Paul goes on to add a third simile to his list: “as the church is subject to the Christ.” “In the same way also the wives to their husbands in all.” Again, Paul defines elsewhere in Ephesians what it means for the church to be subject to Christ. First, the church should “learn what is  pleasing to the Lord” (5:10) and, second, being grounded in love, the church may have the power to comprehend the love of Christ (3:17-19). In 5:33 Paul summarizes the wives’ subjection by the same word he uses in 5:21: fear, respect, appreciation. The “fear” of church members is the same as the “fear” of the crowd for Jesus in Luke 7:16. The “appreciation” (or “fear”) results in praise. In summary, women are to respect their husbands, try to please them and appreciate their love.

Paul does not use kephale or “head” in Ephesians 5:23 as an image for the decision-maker of the family. If Paul had wanted to specify that the husband is ruler of the family, he would have used arche or “ruler” (as in Luke 12:11), or “judge” or “mind” (used in Philo as the dominant aspect of humans, e.g. Allegory II.5-8). Rather, Paul defines a word used by Greeks for “source” by another image “Savior.” In addition he grammatically ties women’s submission to everyone’s submission to one another (5:21-22,24). He also uses kephale elsewhere in the same letter to communicate “life-giving source.” Paul alludes to Adam as the source of life for Eve. Paul implies that Christ having given life to the body is analogous to Adam having given life to Eve. It is an analogy, not a complete comparison. God who creates life was the direct agent. Adam was the intermediary agent, the matter from which the life of another is formed. [In the same way, God gives life to women spiritually. Husbands can only be intermediary agents.]

Women, in summary should remember the general subjection of the church (“to one another”) in their relationships with their husbands.

Directions to Husbands

What kind of subjection does Paul have in mind for husbands? Paul develops these directions more thoroughly than his directions to wives (@ 143 vs. 47 Greek words). Men are to be subjected to their wives by loving them: Paul commands they love them. Again, he develops how they are to love by several extended similes.

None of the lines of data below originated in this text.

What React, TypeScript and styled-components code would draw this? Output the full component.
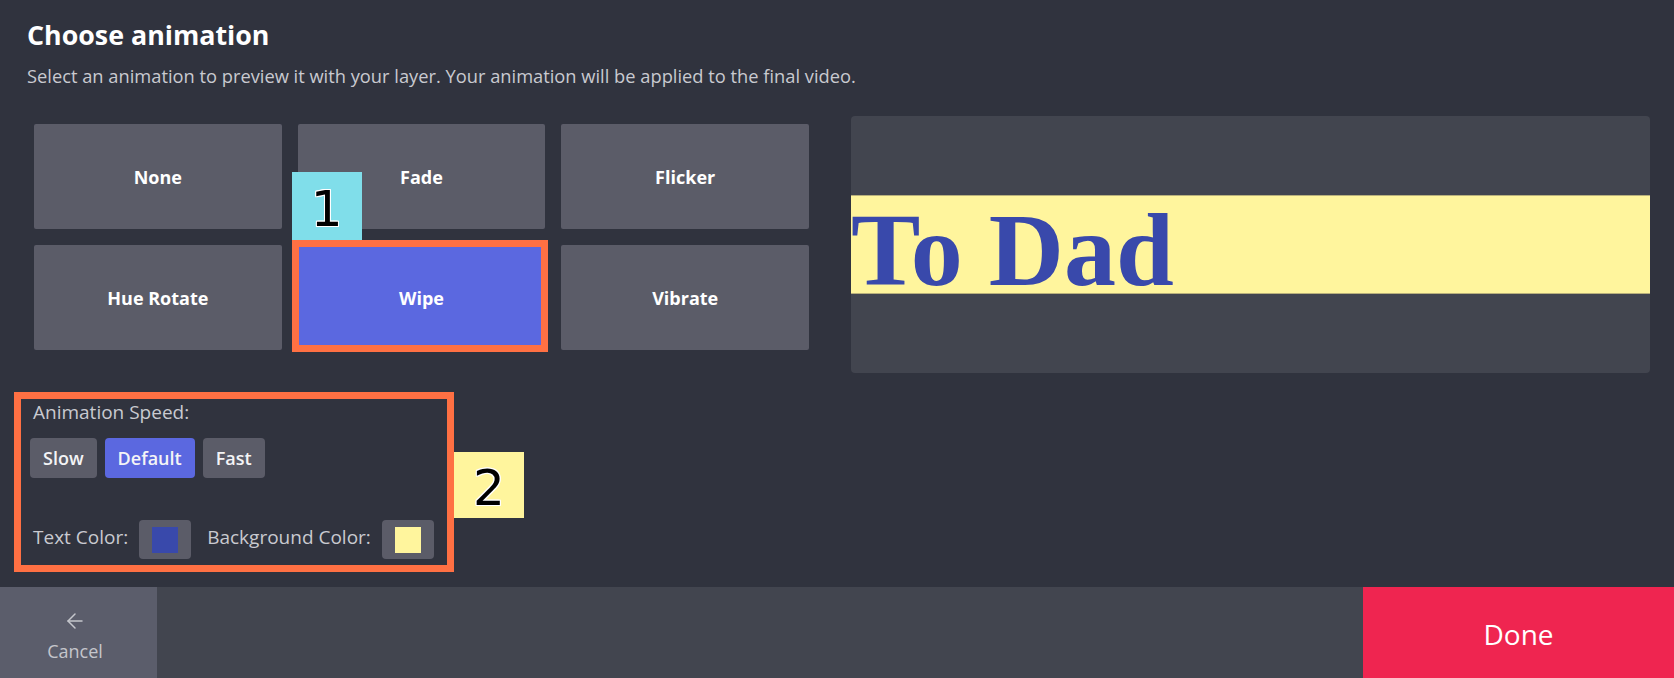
import styled, { createGlobalStyle } from 'styled-components';
import { ArrowLeft } from 'lucide-react';

const GlobalStyle = createGlobalStyle`
    body {
        margin: 0;
        background: #30333e;
        font-family: "Open Sans", "Noto Sans", sans-serif;
    }
    * { box-sizing: border-box; }
`

const animations = ['None', 'Fade', 'Flicker', 'Hue Rotate', 'Wipe', 'Vibrate'];
const speeds = ['Slow', 'Default', 'Fast'];

function App() {
    const selected = 'Wipe';
    const speed = 'Default';

    return (<>
        <GlobalStyle />
        <Page>
            <Main>
                <Title>Choose animation</Title>
                <Subtitle>Select an animation to preview it with your layer. Your animation will be applied to the final video.</Subtitle>
                <Row>
                    <TileGrid>
                        {animations.map((name) => (
                            <Tile key={name} $active={name === selected}>
                                {name}
                                {name === selected && <>
                                    <TileMarker />
                                    <Badge $bg="#80deea" $left={-6} $top={-73} $height={68}>1</Badge>
                                </>}
                            </Tile>
                        ))}
                    </TileGrid>
                    <Preview>
                        <Band>
                            <PreviewText>To Dad</PreviewText>
                        </Band>
                    </Preview>
                </Row>
                <Settings>
                    <Label>Animation Speed:</Label>
                    <SpeedRow>
                        {speeds.map((s) => (
                            <SpeedBtn key={s} $active={s === speed}>{s}</SpeedBtn>
                        ))}
                    </SpeedRow>
                    <ColorRow>
                        <ColorLabel>Text Color:</ColorLabel>
                        <SwatchBtn><Swatch $color="#3949ab" /></SwatchBtn>
                        <ColorLabel $gap={16}>Background Color:</ColorLabel>
                        <SwatchBtn><Swatch $color="#fff59d" /></SwatchBtn>
                    </ColorRow>
                    <Annotation />
                    <Badge $bg="#fff59d" $left={424} $top={52} $height={66}>2</Badge>
                </Settings>
            </Main>
            <Footer>
                <CancelBtn>
                    <ArrowLeft size={24} strokeWidth={1.5} />
                    <span>Cancel</span>
                </CancelBtn>
                <DoneBtn>Done</DoneBtn>
            </Footer>
        </Page>
    </>)
}

let Page = styled.div`
    height: 678px;
    display: flex;
    flex-direction: column;
    background: #30333e;
`
let Main = styled.main`
    flex: 1;
    padding: 18px 24px 0 27px;
`
let Title = styled.h1`
    margin: 0;
    font-size: 26.8px;
    line-height: 34px;
    font-weight: 700;
    color: #ffffff;
`
let Subtitle = styled.p`
    margin: 12px 0 0;
    font-size: 18.3px;
    line-height: 24px;
    color: #c9cad0;
`
let Row = styled.div`
    display: flex;
    gap: 42px;
    margin-top: 28px;
`
let TileGrid = styled.div`
    width: 775px;
    margin-left: 7px;
    padding-top: 8px;
    display: grid;
    grid-template-columns: repeat(3, 1fr);
    grid-auto-rows: 105px;
    gap: 16px;
`
let Tile = styled.button<{ $active?: boolean }>`
    position: relative;
    border: 0;
    border-radius: 2px;
    background: ${p => p.$active ? '#5b68e0' : '#5b5c68'};
    color: #ffffff;
    font-family: inherit;
    font-size: 18px;
    font-weight: 700;
    cursor: pointer;
`
let TileMarker = styled.span`
    position: absolute;
    top: -5px;
    left: -6px;
    right: -3px;
    bottom: -2px;
    border: 7px solid #ff7043;
    pointer-events: none;
`
let Badge = styled.span<{ $bg: string, $left: number, $top: number, $height: number }>`
    position: absolute;
    left: ${p => p.$left}px;
    top: ${p => p.$top}px;
    width: 70px;
    height: ${p => p.$height}px;
    background: ${p => p.$bg};
    display: flex;
    align-items: center;
    justify-content: center;
    padding-top: 6px;
    font-family: "DejaVu Sans", sans-serif;
    font-size: 50px;
    font-weight: 400;
    color: #000000;
    text-shadow: 1px 0 0 #fff, -1px 0 0 #fff, 0 1px 0 #fff, 0 -1px 0 #fff,
        1px 1px 0 #fff, -1px -1px 0 #fff, 1px -1px 0 #fff, -1px 1px 0 #fff;
    z-index: 2;
`
let Preview = styled.div`
    flex: 1;
    height: 257px;
    border-radius: 4px;
    background: #42454f;
    display: flex;
    align-items: center;
    overflow: hidden;
`
let Band = styled.div`
    width: 100%;
    height: 99px;
    background: #fff59d;
    border-top: 1px solid #b8b07c;
    border-bottom: 1px solid #b8b07c;
`
let PreviewText = styled.div`
    margin-top: 2px;
    font-family: "Liberation Serif", serif;
    font-weight: 700;
    font-size: 104px;
    line-height: 104px;
    color: #3949ab;
    white-space: nowrap;
`
let Settings = styled.div`
    position: relative;
    width: 424px;
    margin: 27px 0 0 3px;
`
let Annotation = styled.div`
    position: absolute;
    top: -8px;
    left: -16px;
    right: 0;
    bottom: -13px;
    border: 7px solid #ff7043;
    pointer-events: none;
`
let Label = styled.div`
    padding-left: 3px;
    font-size: 19px;
    line-height: 24px;
    color: #c9cad0;
`
let ColorLabel = styled.span<{ $gap?: number }>`
    font-size: 19px;
    line-height: 24px;
    color: #c9cad0;
    margin-bottom: 5px;
    margin-left: ${p => p.$gap ? p.$gap - 11 : 3}px;
`
let SpeedRow = styled.div`
    display: flex;
    gap: 8px;
    margin-top: 14px;
`
let SpeedBtn = styled.button<{ $active?: boolean }>`
    height: 40px;
    padding: 0 13px;
    border: 0;
    border-radius: 4px;
    background: ${p => p.$active ? '#5b68e0' : '#5b5c68'};
    color: #f4f4f6;
    font-family: inherit;
    font-size: 18px;
    font-weight: 600;
`
let ColorRow = styled.div`
    display: flex;
    align-items: center;
    gap: 11px;
    margin-top: 42px;
`
let SwatchBtn = styled.button`
    width: 52px;
    height: 39px;
    border: 0;
    border-radius: 4px;
    background: #5b5c68;
    display: flex;
    align-items: center;
    justify-content: center;
    padding: 0;
`
let Swatch = styled.span<{ $color: string }>`
    width: 26px;
    height: 26px;
    background: ${p => p.$color};
`
let Footer = styled.footer`
    height: 91px;
    display: flex;
    background: #42454f;
`
let CancelBtn = styled.button`
    width: 157px;
    border: 0;
    background: #5b5d6b;
    color: #c5c6cc;
    display: flex;
    flex-direction: column;
    align-items: center;
    padding: 22px 7px 0 0;
    gap: 6px;
    font-family: inherit;
    font-size: 18px;
    line-height: 24px;
`
let DoneBtn = styled.button`
    margin-left: auto;
    width: 311px;
    border: 0;
    background: #ef2550;
    color: #ffffff;
    font-family: inherit;
    font-size: 28px;
    font-weight: 500;
    padding-top: 4px;
`

export default App;
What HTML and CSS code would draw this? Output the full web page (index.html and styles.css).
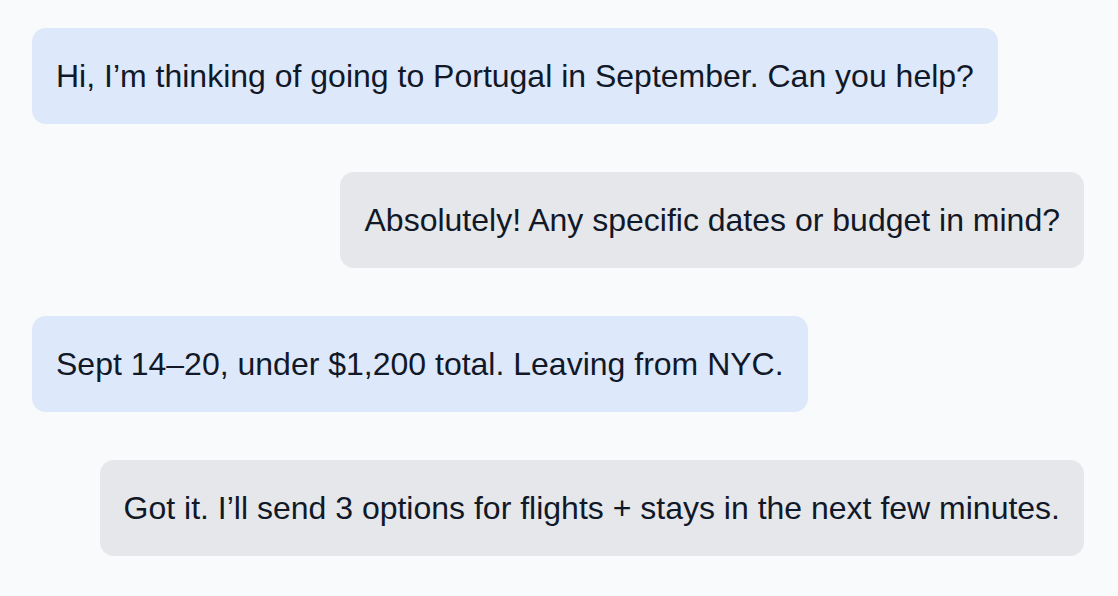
FILE: index.html
```html
<!DOCTYPE html>
<html lang="en">
<head>
    <meta charset="UTF-8">
    <meta name="viewport" content="width=device-width, initial-scale=1.0">
    <title>Chat</title>
    <link rel="stylesheet" href="styles.css">
</head>
<body>
    <main class="chat">
        <div class="msg msg-user">Hi, I’m thinking of going to Portugal in September. Can you help?</div>
        <div class="msg msg-agent">Absolutely! Any specific dates or budget in mind?</div>
        <div class="msg msg-user">Sept 14–20, under $1,200 total. Leaving from NYC.</div>
        <div class="msg msg-agent">Got it. I’ll send 3 options for flights + stays in the next few minutes.</div>
    </main>
</body>
</html>
```

FILE: styles.css
```css
* {
    margin: 0;
    padding: 0;
    box-sizing: border-box;
}

body {
    background-color: #f9fafb;
    color: #111827;
    font-family: 'Liberation Sans', Arial, sans-serif;
}

.chat {
    display: flex;
    flex-direction: column;
    gap: 48px;
    padding: 28px 34px 28px 32px;
}

.msg {
    font-size: 32px;
    line-height: 48px;
    padding: 24px;
    border-radius: 14px;
    max-width: 96%;
}

.msg-user {
    align-self: flex-start;
    background-color: #dde8fb;
}

.msg-agent {
    align-self: flex-end;
    background-color: #e5e7eb;
}
```
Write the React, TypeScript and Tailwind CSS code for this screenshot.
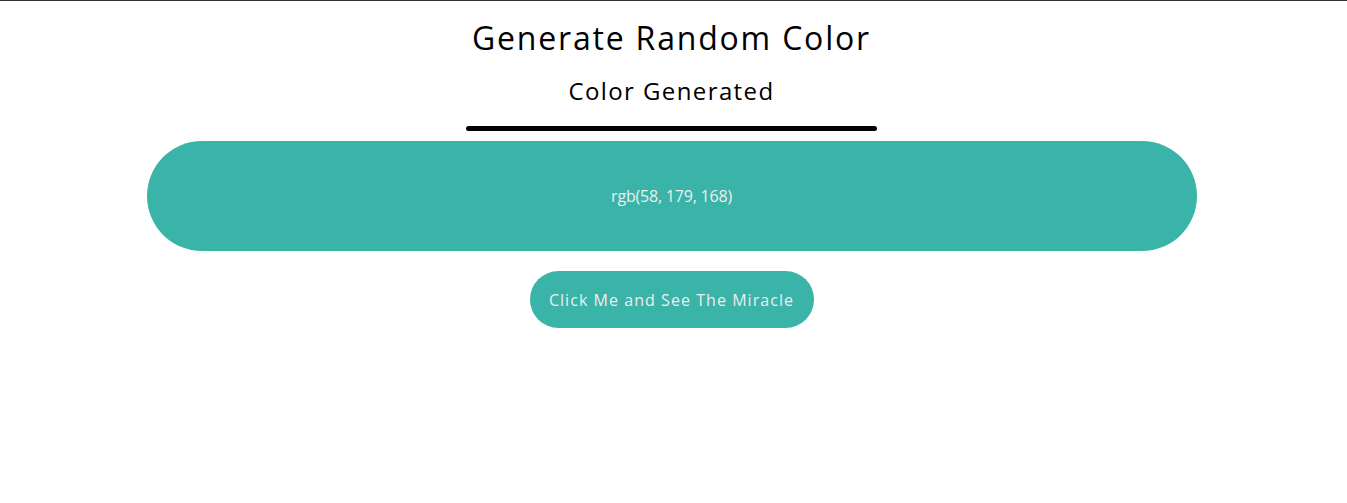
export default function App() {
  const color = 'rgb(58, 179, 168)';

  return (
    <div className="min-h-screen border-t border-[#333] bg-white font-['Open_Sans',sans-serif] text-black">
      <div className="flex flex-col items-center pr-[4px]">
        <h1 className="mt-[18px] text-[32px] leading-[38px] font-medium tracking-[1.8px]">Generate Random Color</h1>
        <h2 className="mt-[19px] text-[24px] leading-[29px] font-medium tracking-[1.4px]">Color Generated</h2>
        <div className="mt-[21px] h-[5px] w-[411px] rounded-full bg-black" />
        <div className="mt-[10px] flex h-[110px] w-[1050px] items-center justify-center rounded-full bg-[#3ab3a8] text-[16px] tracking-[-0.2px] text-[#eeeeee]">
          {color}
        </div>
        <button className="mt-[20px] h-[57px] w-[284px] rounded-full bg-[#3ab3a8] text-[16px] tracking-[1.05px] text-[#eeeeee]">
          Click Me and See The Miracle
        </button>
      </div>
    </div>
  );
}
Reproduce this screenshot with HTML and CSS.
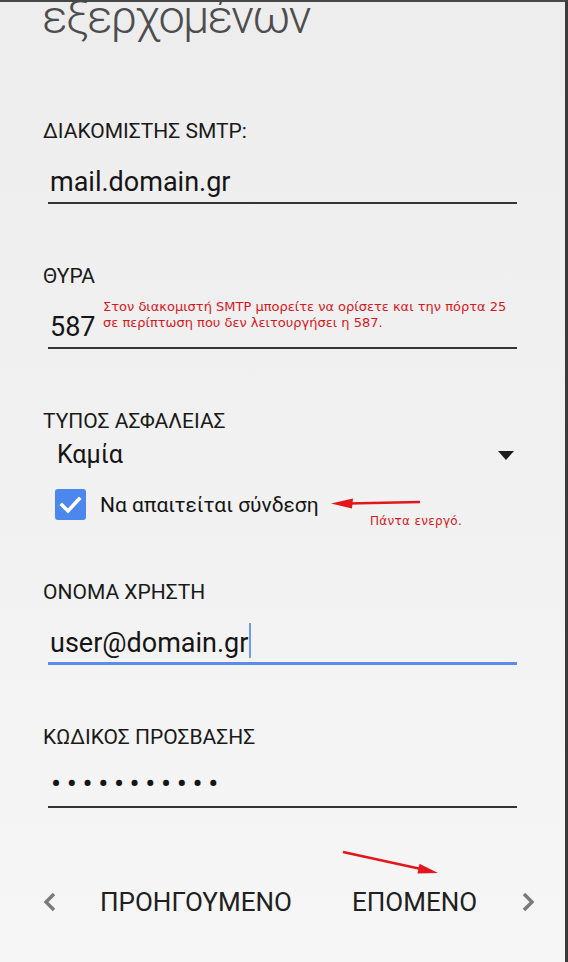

How might we summarize the first simile? Husbands are to love their wives “as also the Christ loved the church and delivered himself up for her.” Why did Christ do that? (a) “So that he might sanctify her having cleansed her by the washing of water in word” and (b) “so that he himself might present the church to himself glorious, not having spot or wrinkle or any such thing, but so that she might be holy and without blemish” (5:25-27). In other words, even as Paul had  specified that Christ is head in so far as he is Savior (5:23), here too Christ serves as an example to husbands of a Savior, someone who saves a person’s life by making them the very best person they could be. Paul has stated in a different context the same goal he has for ministers of the word: maturity is the goal (4:13).

What is the imagery behind the imagery? What kind of “cleansing” did Christ do? To what does Paul allude when he writes that the church should be “without blemish” (amomos), “spotless, glorious” (endoxos), “without stain or blemish” (spilos), “without wrinkle, not shriveled up” (hrutis), “holy” (hagios), and “washed in water” (loutron tou hudatos).13 I think three backgrounds are possible, but the first fits the data the best.

Paul is writing, in effect, treat your wife as a priest who serves God, even as he had earlier written that the church is to make known God’s wisdom (Eph. 3:10). In Exodus 29:1-37 Moses wrote down God’s directions for consecrating or “making holy” (hagiazo) priests. Hagiazo is the verb counterpart to hagia. The priests were to have no blemish (Lev. 21:17-18), they were to have no leprosy (Lev. 13:2), even as in Ephesians 5:27 the wife is to be “without blemish” (amomos) and “without blemish or stain” (spilos) nor “shriveled up” (hrutis). The priests also offered two unblemished (amomos) rams (Ex. 29:1), as well as a calf and unleavened loaves. The priests were then brought to the doors of the tabernacle and “washed with water” (louo hudatos Ex. 29:4). Even as the priests put their hand on the head of the calf before slaying it (Ex. 29:10), the husband as “head”gives his life for the redemption of another, in other words, the husband becomes the sin offering. The priests would also wear a “holy” (hagia) apparel (Ex. 29:6,21). Even as Christ gave himself so that all people might become priests (l Peter 2:9), in the same way husbands are to give themselves to their wives so that the wives might become priests. Consequently, in these verses, Paul would not be limiting women’s ministries but rather extending them. Paul wants women, as well as men, to function as priests of the most high God and he wants men to help empower them!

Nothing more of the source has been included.